While global airlines are projected to earn a nett profit of US$30,5 billion (R563 billion) in 2024, representing an 11% increase over 2023, profits of African airlines will remain stagnant at $100 million (R1,8 billion), on par with 2023 profits, according to IATA’s Airline Profitability Outlook for 2024.
The airline industry as a whole is on the path to sustainable profits, said IATA’s Director-General, Willie Walsh, but there is a big gap still to cover.
“Earning just $6,14 (R113) per passenger is an indication of just how thin our profits are,” said Walsh.
In 2023, African airlines’ capacity growth, measured in available seat kilometers (ASK), was 35,7%. This aligned with the increase in passenger demand, or revenue passenger kilometers (RPK), of 36,7%. Similarly, the projected increase in capacity for 2024 is expected to be 9,1%, while the increase in traffic growth is predicted to be just 8,5%.

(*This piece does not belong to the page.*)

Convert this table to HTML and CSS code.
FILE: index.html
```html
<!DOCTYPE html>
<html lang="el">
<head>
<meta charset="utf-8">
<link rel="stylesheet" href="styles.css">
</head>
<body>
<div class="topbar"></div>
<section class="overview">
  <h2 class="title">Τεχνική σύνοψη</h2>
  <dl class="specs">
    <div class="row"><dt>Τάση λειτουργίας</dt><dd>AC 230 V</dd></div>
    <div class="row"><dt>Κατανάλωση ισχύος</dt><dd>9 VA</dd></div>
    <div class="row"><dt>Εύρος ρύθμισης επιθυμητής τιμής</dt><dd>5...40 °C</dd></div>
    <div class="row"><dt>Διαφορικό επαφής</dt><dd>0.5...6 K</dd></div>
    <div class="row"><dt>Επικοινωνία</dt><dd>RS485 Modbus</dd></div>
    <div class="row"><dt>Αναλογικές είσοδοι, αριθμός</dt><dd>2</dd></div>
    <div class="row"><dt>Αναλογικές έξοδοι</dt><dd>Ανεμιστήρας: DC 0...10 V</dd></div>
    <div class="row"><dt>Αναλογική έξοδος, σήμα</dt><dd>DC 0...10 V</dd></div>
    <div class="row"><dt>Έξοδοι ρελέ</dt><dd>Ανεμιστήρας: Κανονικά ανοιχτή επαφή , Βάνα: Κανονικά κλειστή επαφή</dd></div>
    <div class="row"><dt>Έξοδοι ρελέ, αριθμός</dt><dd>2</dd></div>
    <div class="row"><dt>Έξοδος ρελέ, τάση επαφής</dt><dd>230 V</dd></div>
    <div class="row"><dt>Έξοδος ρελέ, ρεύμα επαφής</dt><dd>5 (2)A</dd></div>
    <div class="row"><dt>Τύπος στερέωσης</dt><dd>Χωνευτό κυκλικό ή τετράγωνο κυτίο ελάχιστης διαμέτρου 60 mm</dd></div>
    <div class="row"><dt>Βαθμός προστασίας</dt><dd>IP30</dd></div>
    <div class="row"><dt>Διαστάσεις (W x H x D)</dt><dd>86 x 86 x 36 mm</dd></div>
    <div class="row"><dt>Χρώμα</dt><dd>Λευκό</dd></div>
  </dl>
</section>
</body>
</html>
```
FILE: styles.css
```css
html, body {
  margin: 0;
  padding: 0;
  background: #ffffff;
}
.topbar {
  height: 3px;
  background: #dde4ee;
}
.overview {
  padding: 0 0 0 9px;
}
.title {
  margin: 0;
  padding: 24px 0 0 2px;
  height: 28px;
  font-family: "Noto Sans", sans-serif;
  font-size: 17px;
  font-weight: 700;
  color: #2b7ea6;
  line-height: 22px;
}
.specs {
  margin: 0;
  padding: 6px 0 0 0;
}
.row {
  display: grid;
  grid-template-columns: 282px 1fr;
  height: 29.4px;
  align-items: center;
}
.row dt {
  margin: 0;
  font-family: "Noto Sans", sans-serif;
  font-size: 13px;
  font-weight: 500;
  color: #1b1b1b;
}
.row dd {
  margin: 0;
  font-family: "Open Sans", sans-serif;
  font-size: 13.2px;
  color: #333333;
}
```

This aligns the African outlook with IATA’s global outlook for air transport, which predicts that this year, we could see the first decrease in passenger load factor since 2020.

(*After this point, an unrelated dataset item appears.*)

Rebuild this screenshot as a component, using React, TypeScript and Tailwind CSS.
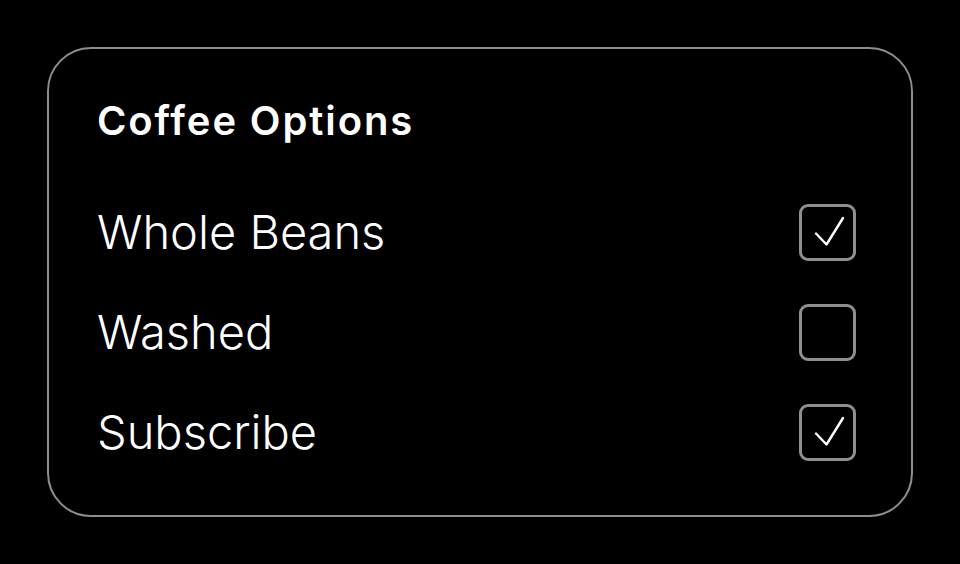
const options = [
  { label: 'Whole Beans', checked: true },
  { label: 'Washed', checked: false },
  { label: 'Subscribe', checked: true },
];

function CheckBox({ checked }: { checked: boolean }) {
  return (
    <div className="flex h-[57px] w-[57px] items-center justify-center rounded-[9px] border-[3px] border-[#8e8e93]">
      {checked && (
        <svg width="34" height="34" viewBox="0 0 34 34" fill="none">
          <path
            d="M5 18.5 L15.5 29.5 L32 3"
            stroke="white"
            strokeWidth="2.4"
            strokeLinecap="round"
            strokeLinejoin="round"
          />
        </svg>
      )}
    </div>
  );
}

export default function App() {
  return (
    <div
      className="min-h-screen w-full bg-black pl-[47px] pt-[47px]"
      style={{ fontFamily: 'Inter, "Noto Sans", sans-serif' }}
    >
      <div className="flex h-[470px] w-[866px] flex-col rounded-[44px] border-2 border-[#8e8e8e] pl-[48px] pr-[55px] pt-[50px]">
        <h2 className="h-[44px] text-[40px] leading-[44px] font-semibold tracking-[0.047em] text-white">
          Coffee Options
        </h2>
        <div className="mt-[39px] flex flex-col">
          {options.map((opt) => (
            <div key={opt.label} className="flex h-[100px] items-center justify-between">
              <span className="text-[47px] leading-[58px] font-light text-white">{opt.label}</span>
              <CheckBox checked={opt.checked} />
            </div>
          ))}
        </div>
      </div>
    </div>
  );
}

Joachim Vermooten, aviation economist and researcher at the University of Johannesburg agrees that the small difference between supply and demand in 2024 is expected to reduce load factors.
African airlines’ profit per passenger is expected to increase from $0,4 (R7) in 2023 to $0,6 (R11) this year, but it will remain well below the global average of $6,14 (R113) per passenger.
According to experts, higher profit per passenger is not a direct reflection of increased demand, but it may be the result of factors such as the stabilisation of inflation and interest rates, which affect airlines’ financing.
Fuel cost remains one of the biggest challenges for African airlines.
“Currently, almost all our jet fuel is imported, adding several layers of costs for shipping, logistics, distribution and storage as well as statutory duties and taxes. The result is a roughly 30% premium on the jet fuel price by the time it gets pumped into the aircraft. This is why fuel is our biggest cost component,” said Aaron Munetsi, CEO of the Airlines Association of Southern Africa (Aasa).
And another challenge for airlines universally is supply chain delays, which are slowing the manufacture and delivery of new aircraft and the availability of spare parts. This is preventing airlines from optimising their fleets, say experts.
“To improve profitability and resolve supply chain issues is of critical importance so we can deploy fleets efficiently to meet demand,” said Walsh.